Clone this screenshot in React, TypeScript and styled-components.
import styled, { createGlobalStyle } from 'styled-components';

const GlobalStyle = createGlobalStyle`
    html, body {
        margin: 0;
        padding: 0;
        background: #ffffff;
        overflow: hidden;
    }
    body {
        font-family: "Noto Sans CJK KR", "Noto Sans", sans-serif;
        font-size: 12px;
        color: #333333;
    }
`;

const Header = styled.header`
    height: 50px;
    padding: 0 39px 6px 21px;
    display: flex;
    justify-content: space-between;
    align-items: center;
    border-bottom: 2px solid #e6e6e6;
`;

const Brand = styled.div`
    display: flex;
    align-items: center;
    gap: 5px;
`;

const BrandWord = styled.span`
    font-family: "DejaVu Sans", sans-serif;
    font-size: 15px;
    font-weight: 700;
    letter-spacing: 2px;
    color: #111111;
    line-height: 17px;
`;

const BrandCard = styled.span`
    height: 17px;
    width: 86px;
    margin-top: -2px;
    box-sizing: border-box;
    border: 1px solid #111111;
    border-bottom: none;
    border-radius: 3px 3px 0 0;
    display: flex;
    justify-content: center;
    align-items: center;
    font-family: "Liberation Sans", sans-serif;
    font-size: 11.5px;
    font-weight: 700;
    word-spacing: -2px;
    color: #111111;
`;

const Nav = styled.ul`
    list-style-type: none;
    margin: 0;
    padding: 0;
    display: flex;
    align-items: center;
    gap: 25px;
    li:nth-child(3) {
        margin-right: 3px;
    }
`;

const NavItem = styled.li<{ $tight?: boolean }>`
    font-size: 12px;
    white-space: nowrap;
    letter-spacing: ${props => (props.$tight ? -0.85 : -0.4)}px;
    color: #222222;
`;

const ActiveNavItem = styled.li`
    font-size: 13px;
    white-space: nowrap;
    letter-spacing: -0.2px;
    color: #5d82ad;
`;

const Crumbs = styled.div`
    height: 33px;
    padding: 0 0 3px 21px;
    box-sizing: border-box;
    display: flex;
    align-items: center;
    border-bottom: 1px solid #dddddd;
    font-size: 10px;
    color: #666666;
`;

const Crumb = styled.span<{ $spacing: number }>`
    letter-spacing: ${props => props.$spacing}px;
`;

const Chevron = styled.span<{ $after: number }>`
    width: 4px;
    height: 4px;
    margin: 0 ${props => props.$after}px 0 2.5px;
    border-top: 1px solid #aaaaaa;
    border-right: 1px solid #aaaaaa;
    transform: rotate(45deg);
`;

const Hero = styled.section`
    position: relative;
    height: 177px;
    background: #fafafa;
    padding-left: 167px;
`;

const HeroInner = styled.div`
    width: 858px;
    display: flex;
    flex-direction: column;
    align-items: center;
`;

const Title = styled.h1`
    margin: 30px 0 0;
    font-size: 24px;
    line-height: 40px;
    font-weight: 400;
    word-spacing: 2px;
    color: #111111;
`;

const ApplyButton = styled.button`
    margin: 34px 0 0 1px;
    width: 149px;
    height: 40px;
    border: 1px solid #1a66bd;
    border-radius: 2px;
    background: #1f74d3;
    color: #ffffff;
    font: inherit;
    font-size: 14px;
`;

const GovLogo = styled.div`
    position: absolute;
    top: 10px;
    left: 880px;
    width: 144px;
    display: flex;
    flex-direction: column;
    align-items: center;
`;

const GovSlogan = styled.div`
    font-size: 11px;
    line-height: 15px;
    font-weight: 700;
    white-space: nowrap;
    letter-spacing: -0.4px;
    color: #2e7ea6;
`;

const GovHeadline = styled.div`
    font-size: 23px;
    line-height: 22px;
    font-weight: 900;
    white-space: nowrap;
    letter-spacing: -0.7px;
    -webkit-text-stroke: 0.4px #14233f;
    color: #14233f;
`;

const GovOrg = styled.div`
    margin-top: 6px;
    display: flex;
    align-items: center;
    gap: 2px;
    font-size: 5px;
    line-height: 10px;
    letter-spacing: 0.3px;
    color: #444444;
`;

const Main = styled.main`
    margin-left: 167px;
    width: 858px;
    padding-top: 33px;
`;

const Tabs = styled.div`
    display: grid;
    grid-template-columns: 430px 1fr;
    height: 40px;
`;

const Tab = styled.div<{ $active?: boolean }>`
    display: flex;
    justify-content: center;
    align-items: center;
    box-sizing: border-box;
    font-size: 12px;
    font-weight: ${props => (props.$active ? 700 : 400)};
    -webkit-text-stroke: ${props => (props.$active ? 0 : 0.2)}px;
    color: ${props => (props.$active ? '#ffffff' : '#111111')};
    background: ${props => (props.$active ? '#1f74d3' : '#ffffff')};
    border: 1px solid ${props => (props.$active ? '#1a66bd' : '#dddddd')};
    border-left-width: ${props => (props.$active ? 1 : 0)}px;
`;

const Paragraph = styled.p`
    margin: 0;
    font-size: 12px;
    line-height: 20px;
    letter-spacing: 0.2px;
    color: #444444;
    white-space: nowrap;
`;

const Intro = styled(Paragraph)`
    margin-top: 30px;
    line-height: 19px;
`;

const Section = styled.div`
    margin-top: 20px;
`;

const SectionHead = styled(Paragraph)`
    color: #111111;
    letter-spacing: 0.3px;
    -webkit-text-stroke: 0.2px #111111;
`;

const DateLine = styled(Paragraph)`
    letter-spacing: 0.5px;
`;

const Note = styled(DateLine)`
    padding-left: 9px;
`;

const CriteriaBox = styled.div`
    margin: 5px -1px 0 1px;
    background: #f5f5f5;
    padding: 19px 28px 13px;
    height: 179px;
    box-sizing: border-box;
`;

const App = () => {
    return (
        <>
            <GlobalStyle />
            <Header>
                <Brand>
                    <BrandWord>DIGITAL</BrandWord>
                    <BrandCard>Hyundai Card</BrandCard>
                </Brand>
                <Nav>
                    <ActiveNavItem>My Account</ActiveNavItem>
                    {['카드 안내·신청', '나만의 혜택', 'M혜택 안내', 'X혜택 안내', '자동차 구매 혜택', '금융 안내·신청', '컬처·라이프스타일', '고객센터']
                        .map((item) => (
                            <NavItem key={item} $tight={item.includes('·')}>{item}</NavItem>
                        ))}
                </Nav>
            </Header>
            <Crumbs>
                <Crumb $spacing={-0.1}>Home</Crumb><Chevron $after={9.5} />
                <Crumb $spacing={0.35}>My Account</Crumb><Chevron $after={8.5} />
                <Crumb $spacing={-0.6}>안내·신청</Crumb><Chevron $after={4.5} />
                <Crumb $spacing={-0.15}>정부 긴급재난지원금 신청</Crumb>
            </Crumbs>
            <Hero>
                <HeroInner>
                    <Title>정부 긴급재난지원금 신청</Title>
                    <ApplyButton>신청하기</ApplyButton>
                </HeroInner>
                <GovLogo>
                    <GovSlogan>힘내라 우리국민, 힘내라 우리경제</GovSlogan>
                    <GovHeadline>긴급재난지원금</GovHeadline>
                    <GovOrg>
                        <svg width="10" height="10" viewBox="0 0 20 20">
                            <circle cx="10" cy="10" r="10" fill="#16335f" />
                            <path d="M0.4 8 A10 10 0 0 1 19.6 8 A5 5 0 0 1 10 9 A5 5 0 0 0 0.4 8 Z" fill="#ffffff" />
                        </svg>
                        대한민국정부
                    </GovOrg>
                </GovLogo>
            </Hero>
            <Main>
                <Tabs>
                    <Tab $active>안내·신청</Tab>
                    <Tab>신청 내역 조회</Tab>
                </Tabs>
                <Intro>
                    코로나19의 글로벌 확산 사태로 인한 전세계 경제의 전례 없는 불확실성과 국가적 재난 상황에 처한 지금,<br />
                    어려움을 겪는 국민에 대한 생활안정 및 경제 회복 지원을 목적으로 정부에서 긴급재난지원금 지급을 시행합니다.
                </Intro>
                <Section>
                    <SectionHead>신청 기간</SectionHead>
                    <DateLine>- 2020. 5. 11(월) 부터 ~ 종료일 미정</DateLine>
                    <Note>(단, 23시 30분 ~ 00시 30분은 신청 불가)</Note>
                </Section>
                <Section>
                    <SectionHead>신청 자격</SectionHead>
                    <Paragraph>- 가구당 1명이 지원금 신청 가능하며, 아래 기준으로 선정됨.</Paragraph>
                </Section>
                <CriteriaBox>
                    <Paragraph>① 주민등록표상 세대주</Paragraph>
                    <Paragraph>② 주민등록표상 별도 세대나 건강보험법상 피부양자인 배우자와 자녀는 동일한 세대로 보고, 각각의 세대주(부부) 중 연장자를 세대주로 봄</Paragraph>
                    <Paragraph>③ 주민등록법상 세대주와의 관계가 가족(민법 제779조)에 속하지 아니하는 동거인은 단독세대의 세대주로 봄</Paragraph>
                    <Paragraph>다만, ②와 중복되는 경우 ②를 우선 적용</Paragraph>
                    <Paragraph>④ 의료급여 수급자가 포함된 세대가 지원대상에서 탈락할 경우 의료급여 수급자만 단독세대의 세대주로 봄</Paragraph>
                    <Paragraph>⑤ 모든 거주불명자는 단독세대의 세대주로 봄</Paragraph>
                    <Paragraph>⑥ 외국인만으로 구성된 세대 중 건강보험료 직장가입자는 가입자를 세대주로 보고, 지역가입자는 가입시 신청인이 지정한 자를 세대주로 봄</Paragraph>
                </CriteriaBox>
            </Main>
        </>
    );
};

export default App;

——————

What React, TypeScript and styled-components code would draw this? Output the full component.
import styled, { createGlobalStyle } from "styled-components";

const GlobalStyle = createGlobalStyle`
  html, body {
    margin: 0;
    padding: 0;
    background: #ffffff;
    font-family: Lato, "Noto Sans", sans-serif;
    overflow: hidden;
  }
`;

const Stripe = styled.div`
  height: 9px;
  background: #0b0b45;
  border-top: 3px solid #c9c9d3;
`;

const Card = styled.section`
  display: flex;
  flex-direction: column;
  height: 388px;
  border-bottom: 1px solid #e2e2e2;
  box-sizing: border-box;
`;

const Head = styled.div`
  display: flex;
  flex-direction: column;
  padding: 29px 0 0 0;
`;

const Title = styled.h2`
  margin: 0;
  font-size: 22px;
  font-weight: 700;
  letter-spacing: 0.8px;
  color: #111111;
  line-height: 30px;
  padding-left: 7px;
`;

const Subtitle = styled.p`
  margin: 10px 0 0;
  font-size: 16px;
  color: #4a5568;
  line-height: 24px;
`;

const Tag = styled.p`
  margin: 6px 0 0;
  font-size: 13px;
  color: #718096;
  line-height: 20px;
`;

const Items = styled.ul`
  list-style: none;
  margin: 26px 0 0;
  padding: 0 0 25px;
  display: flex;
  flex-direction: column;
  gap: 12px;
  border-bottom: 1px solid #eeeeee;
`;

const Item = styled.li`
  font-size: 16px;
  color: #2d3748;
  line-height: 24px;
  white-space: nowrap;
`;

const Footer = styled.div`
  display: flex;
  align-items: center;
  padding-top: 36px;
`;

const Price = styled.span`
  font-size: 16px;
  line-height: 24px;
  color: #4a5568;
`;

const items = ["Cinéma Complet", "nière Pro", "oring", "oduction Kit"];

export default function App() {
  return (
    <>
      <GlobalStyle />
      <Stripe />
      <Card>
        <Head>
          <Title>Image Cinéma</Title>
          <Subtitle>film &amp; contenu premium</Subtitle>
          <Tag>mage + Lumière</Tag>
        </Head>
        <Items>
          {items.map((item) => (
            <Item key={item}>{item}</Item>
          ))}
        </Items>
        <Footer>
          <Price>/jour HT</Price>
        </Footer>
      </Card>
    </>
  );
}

——————

■ **Problem**: List each line of the entries that holds the string "this".

■ **Problem solution**:
Clone this screenshot in React, TypeScript and styled-components.
What React, TypeScript and styled-components code would draw this? Output the full component.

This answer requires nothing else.